▶ _YOUR GOAL_
Which lines contain the word "that"? Return each of them as written.
#####
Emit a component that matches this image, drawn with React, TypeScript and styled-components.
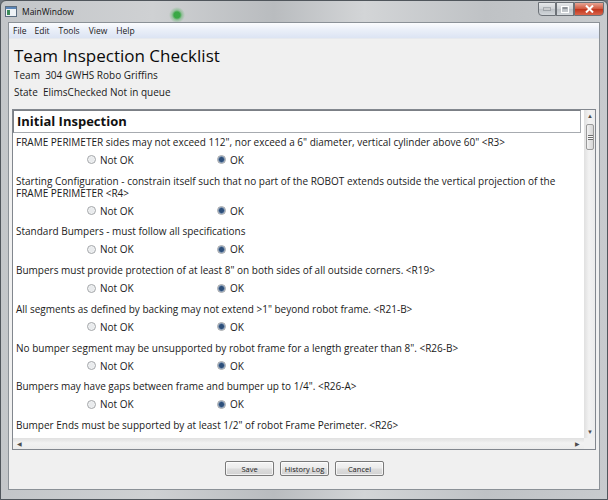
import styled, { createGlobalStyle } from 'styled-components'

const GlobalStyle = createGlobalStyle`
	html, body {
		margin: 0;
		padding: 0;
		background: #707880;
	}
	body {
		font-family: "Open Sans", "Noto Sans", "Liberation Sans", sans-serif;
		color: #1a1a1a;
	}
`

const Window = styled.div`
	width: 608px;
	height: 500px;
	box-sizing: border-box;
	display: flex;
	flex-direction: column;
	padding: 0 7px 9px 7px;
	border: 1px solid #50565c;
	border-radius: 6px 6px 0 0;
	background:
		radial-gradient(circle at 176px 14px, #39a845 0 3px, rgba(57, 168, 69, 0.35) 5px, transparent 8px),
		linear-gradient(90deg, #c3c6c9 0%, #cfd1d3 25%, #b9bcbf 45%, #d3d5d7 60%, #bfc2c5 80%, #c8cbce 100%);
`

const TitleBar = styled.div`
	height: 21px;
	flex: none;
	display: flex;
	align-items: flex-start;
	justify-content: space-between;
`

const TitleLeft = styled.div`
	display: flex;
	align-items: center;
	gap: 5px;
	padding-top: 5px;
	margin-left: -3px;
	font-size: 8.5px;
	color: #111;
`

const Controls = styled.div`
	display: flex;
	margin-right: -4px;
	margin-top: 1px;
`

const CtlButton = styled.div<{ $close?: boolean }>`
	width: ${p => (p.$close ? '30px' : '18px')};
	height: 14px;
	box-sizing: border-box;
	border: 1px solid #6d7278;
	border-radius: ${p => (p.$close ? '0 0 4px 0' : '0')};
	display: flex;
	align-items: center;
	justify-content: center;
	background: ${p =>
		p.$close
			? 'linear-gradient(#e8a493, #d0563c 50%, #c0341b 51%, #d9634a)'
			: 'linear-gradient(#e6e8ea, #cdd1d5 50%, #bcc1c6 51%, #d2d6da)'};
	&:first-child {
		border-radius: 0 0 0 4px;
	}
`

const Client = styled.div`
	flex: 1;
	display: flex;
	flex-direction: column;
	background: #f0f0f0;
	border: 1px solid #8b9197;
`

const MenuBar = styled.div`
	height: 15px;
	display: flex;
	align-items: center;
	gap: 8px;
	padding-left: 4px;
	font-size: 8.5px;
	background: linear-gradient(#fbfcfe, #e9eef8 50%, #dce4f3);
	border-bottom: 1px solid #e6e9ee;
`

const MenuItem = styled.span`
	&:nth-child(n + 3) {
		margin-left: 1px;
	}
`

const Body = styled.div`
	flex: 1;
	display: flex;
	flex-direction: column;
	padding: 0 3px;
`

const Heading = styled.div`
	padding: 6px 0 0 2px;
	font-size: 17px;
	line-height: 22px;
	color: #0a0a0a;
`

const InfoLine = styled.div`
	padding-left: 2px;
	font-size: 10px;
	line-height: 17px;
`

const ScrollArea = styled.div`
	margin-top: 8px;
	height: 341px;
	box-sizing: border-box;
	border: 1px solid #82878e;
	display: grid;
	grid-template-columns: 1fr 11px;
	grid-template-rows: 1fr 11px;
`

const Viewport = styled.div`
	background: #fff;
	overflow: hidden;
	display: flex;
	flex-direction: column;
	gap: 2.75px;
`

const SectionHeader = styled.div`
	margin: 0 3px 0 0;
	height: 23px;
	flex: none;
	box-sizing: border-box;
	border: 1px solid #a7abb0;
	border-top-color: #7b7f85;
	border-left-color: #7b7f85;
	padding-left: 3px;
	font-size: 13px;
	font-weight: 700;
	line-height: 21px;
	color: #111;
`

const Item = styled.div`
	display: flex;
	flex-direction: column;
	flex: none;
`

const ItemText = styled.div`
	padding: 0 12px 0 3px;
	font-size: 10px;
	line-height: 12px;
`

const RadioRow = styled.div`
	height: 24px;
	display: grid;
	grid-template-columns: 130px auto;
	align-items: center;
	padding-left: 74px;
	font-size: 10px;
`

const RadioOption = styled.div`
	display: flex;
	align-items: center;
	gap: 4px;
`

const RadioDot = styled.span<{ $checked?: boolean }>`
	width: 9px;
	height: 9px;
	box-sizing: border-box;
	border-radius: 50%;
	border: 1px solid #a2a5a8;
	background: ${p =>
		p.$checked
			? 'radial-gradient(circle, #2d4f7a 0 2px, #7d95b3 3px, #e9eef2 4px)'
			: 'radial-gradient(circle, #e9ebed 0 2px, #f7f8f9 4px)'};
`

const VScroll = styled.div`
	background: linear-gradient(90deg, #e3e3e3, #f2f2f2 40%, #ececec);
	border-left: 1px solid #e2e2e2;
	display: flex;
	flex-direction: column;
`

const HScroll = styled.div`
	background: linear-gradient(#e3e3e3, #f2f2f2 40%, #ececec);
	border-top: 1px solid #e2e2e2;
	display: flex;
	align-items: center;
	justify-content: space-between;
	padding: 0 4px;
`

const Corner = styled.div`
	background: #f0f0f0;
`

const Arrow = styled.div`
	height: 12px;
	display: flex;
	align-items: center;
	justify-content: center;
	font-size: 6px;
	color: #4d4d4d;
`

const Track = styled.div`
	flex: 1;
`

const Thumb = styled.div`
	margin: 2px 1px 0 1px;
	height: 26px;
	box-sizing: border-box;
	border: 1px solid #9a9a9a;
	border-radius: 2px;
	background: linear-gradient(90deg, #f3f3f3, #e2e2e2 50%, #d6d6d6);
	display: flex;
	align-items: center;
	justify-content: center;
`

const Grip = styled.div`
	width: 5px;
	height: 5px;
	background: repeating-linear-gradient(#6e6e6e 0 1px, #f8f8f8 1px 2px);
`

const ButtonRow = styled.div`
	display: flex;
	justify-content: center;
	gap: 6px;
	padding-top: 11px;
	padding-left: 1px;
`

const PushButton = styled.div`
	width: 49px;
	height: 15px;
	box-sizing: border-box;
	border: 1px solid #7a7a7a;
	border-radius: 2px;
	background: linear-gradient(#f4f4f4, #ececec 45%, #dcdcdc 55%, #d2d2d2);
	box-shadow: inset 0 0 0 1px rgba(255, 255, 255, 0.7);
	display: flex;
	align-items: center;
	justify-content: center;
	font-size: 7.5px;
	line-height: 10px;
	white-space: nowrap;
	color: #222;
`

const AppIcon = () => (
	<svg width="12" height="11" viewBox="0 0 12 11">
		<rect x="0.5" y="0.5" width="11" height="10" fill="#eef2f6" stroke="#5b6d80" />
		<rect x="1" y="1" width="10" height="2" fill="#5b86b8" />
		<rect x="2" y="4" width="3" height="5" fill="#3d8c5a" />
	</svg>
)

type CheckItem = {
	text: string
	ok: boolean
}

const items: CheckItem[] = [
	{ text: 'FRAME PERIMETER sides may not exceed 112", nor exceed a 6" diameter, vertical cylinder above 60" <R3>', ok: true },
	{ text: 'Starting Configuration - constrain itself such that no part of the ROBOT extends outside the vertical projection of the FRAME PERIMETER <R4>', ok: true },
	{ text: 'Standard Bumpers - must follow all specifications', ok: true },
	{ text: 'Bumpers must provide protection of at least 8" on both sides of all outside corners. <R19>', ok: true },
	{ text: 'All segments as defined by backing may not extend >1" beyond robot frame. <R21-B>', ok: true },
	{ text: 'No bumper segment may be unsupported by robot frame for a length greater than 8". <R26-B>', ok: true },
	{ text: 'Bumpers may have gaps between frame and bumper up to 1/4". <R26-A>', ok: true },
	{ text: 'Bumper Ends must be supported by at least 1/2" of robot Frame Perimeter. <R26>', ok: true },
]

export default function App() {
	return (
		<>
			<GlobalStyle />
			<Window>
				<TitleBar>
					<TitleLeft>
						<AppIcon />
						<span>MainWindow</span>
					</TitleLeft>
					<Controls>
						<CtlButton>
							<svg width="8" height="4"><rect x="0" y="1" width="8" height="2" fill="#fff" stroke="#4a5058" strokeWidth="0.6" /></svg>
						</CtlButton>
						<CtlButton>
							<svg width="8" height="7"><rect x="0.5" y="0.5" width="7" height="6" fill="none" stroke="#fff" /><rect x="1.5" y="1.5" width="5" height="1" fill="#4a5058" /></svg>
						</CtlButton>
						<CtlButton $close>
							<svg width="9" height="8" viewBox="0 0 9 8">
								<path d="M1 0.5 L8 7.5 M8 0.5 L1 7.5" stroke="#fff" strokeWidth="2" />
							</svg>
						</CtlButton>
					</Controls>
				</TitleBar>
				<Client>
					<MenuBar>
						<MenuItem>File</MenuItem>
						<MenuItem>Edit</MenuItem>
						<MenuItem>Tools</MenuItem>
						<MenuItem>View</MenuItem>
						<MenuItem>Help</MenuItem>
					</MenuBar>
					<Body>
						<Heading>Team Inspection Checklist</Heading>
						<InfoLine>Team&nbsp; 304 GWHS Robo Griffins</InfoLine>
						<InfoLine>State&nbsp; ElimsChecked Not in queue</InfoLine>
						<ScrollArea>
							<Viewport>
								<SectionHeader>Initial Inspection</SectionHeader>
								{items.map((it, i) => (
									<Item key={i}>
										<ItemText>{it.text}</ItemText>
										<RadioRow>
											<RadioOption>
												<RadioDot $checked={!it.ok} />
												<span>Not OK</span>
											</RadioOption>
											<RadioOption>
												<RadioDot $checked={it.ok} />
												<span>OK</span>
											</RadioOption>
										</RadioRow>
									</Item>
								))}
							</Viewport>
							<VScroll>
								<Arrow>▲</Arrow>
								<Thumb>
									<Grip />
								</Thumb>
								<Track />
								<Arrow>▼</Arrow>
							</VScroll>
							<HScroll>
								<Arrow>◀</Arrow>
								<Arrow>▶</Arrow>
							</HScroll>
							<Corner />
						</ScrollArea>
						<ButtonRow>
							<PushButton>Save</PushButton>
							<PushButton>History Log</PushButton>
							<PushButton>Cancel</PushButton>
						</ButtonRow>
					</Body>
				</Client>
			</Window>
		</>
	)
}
#####
▶ _TASK RESPONSE_
Emit a component that matches this image, drawn with React, TypeScript and styled-components.
	{ text: 'Starting Configuration - constrain itself such that no part of the ROBOT extends outside the vertical projection of the FRAME PERIMETER <R4>', ok: true },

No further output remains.